Critical steps that people can make in order to break through that mindset and decipher new information:
- Start with your mindset
- Filter everything through your own personal lens: make sure you enjoy the process
- Try to see the bigger picture: fitness and health are a lifelong pursuit
- Embrace the process
- Know your “why”
- Willpower, dedication, discipline
How to manage your emotions:
- Name the emotion/feeling
- Carve out time to feel that emotion
- Accept that this experience may been confusing or hard for you and that these are normal feelings
- Acknowledge that your feelings are worthy and valid
- Notice if you are taking on someone else’s feelings (projected onto you)
- Be curious about your feelings
- Talk about your feelings
- Learn to trust yourself and your feelings, recognize what helps/harms you in managing it
Personalities: Macros versus Intuitive eating
The way Mike looks at tracking macros versus intuitive eating is that they are both tools that we should have in our toolbox.

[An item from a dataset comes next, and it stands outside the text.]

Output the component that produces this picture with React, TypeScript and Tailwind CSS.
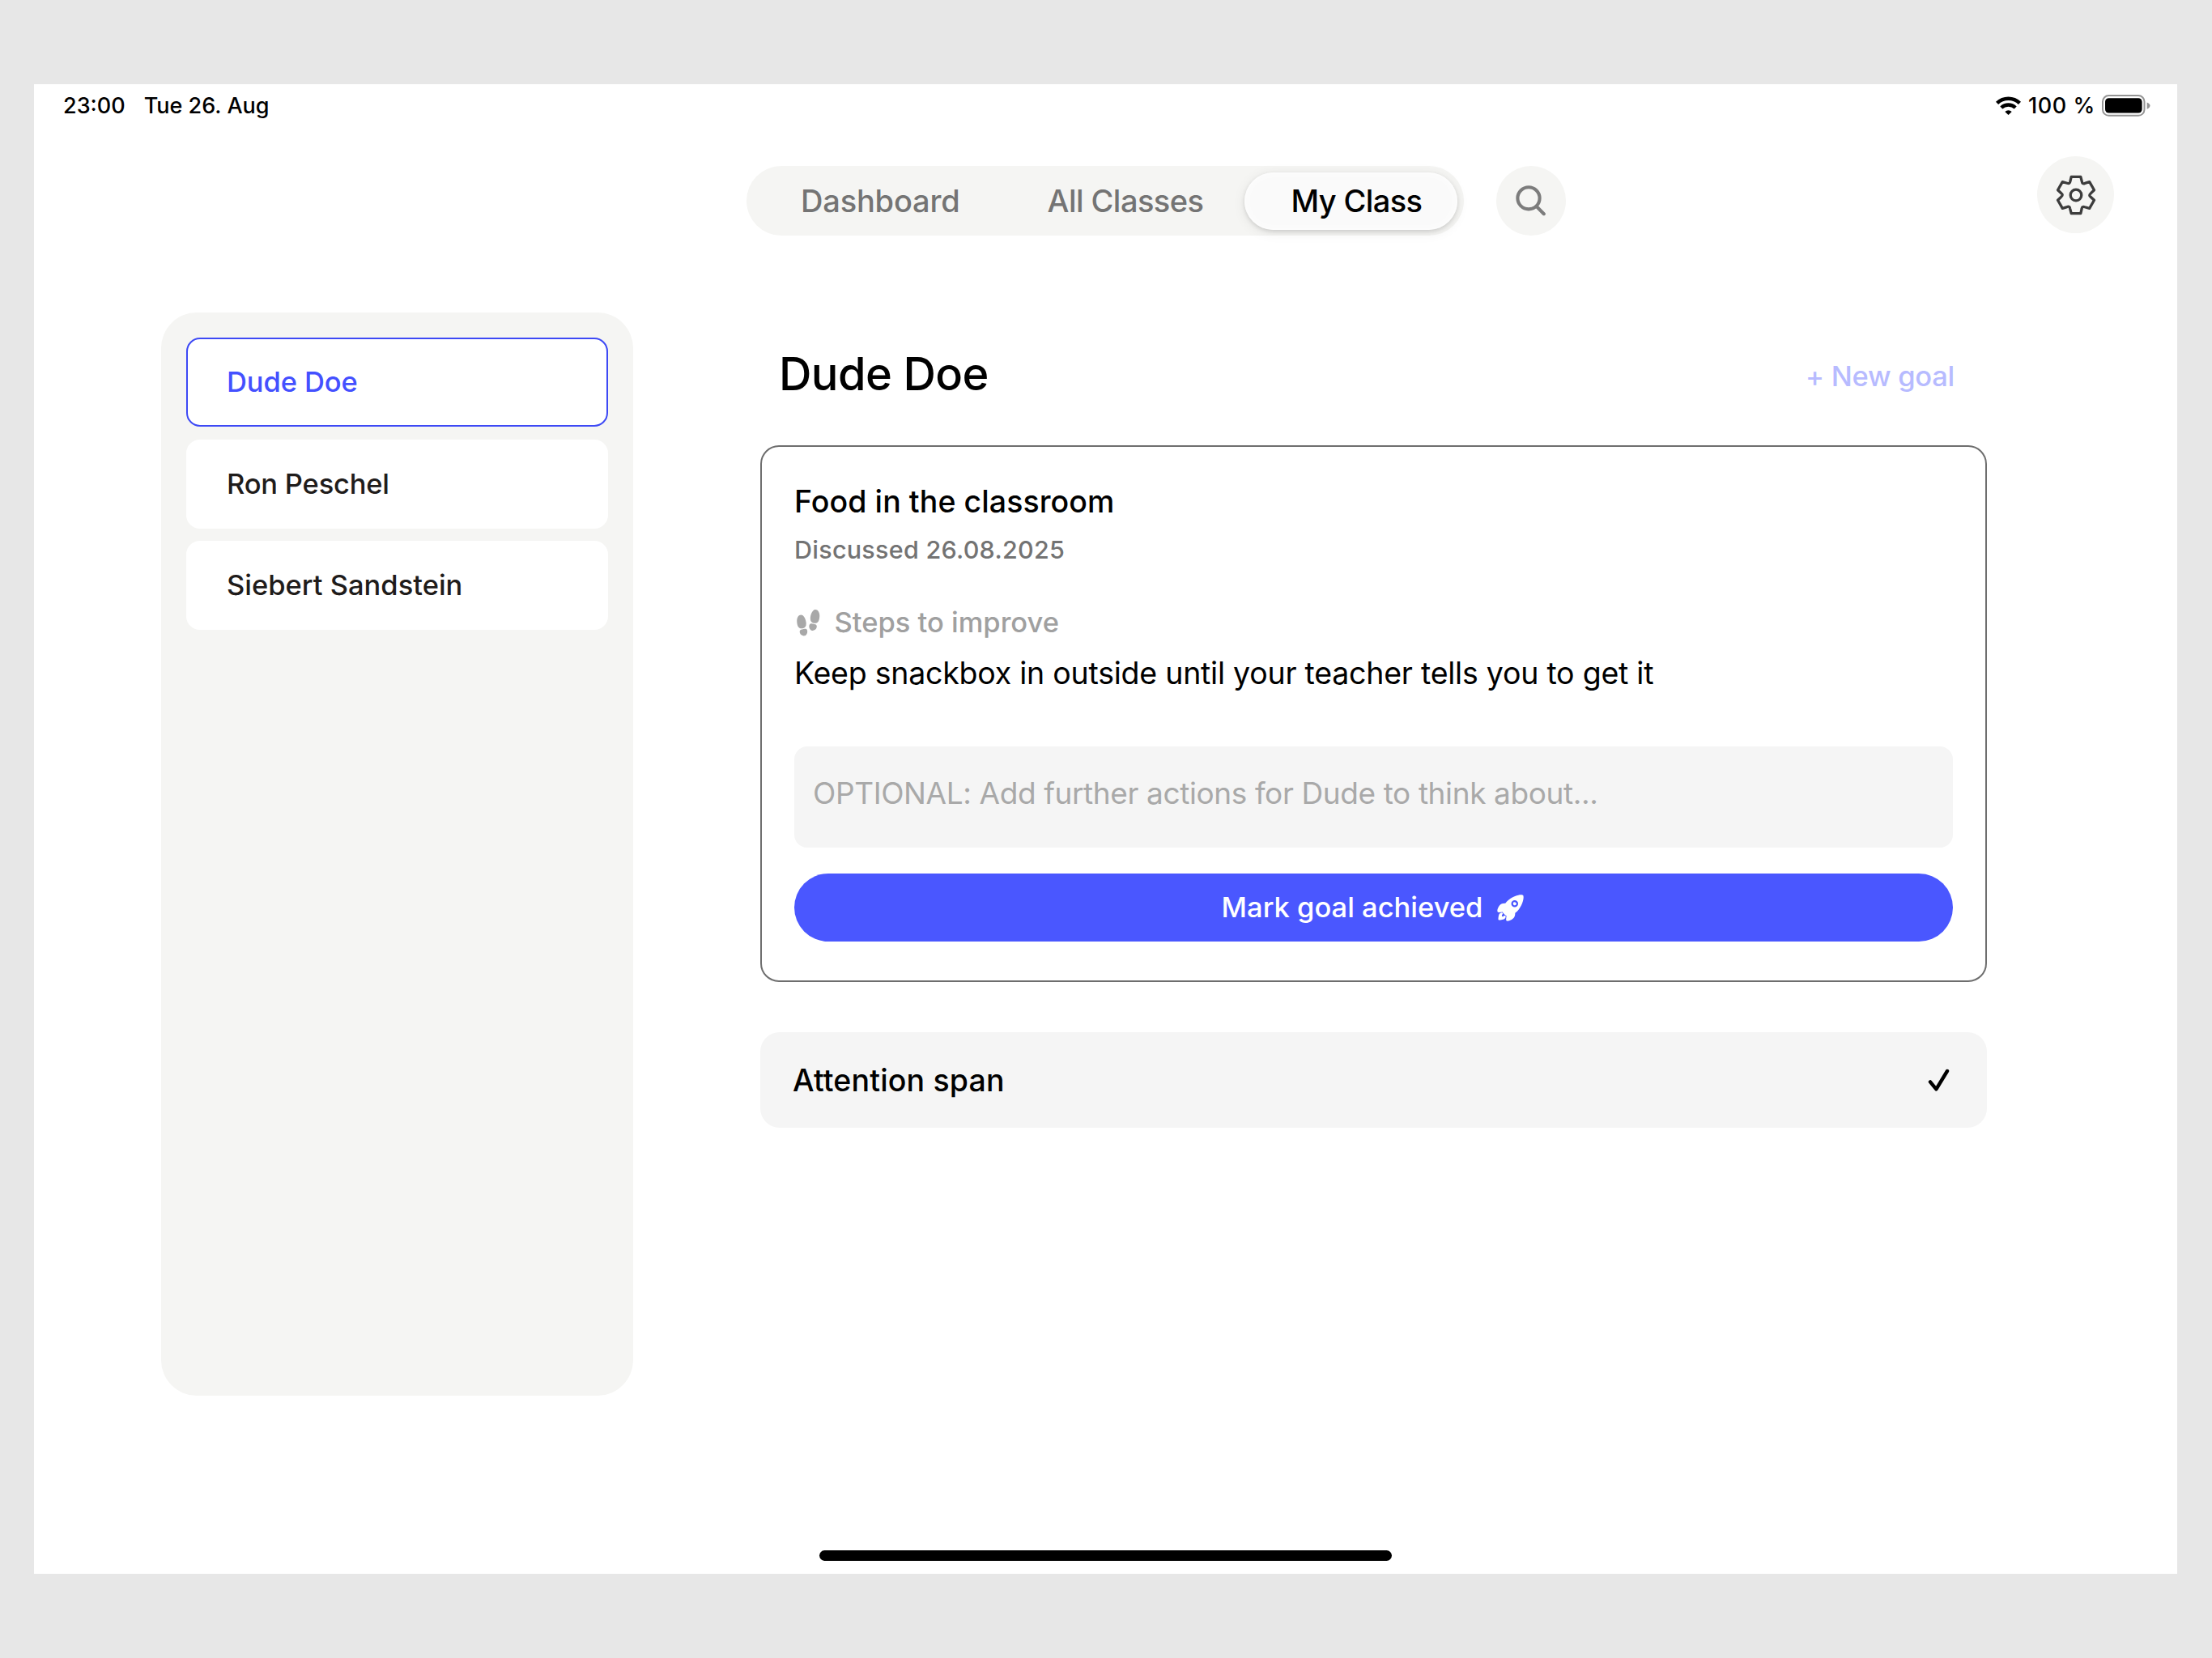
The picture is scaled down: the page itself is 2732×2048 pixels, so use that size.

He thinks that there is a tendency for certain personality types to become very obsessive, dependent, and almost married to the numbers. For that person, learning the skill of intuitive eating and practicing is probably a good idea for that.
Everybody should spend time doing both as a learning experience and being able to have multiple tools in the toolbox. Macros are super valuable for creating awareness around food, portion size, and reading food labels and connecting the dots between how certain macronutrients make you feel individually.
Intuitive eating connects us more with what our body’s telling us, and trusting and understanding our hunger and satiety signals, start to trust yourself around food so that we don’t have to feel tension around food.
We should be talking about Macros vs Intuitive eating in terms of them being useful together, and not in competition with each other. They can both be useful in different situations and depending on the individual.
The biggest objective that Mike had for writing this book was to help people go through the process of understanding their own individual needs, and not getting so caught up in the shiny new object or fad diet.
He wants to help people to embrace their uniqueness as an individual, looking at it from from a big picture perspective, and understanding the mastery of self-first and taking that mindset-first approach to creating long-term sustainable change.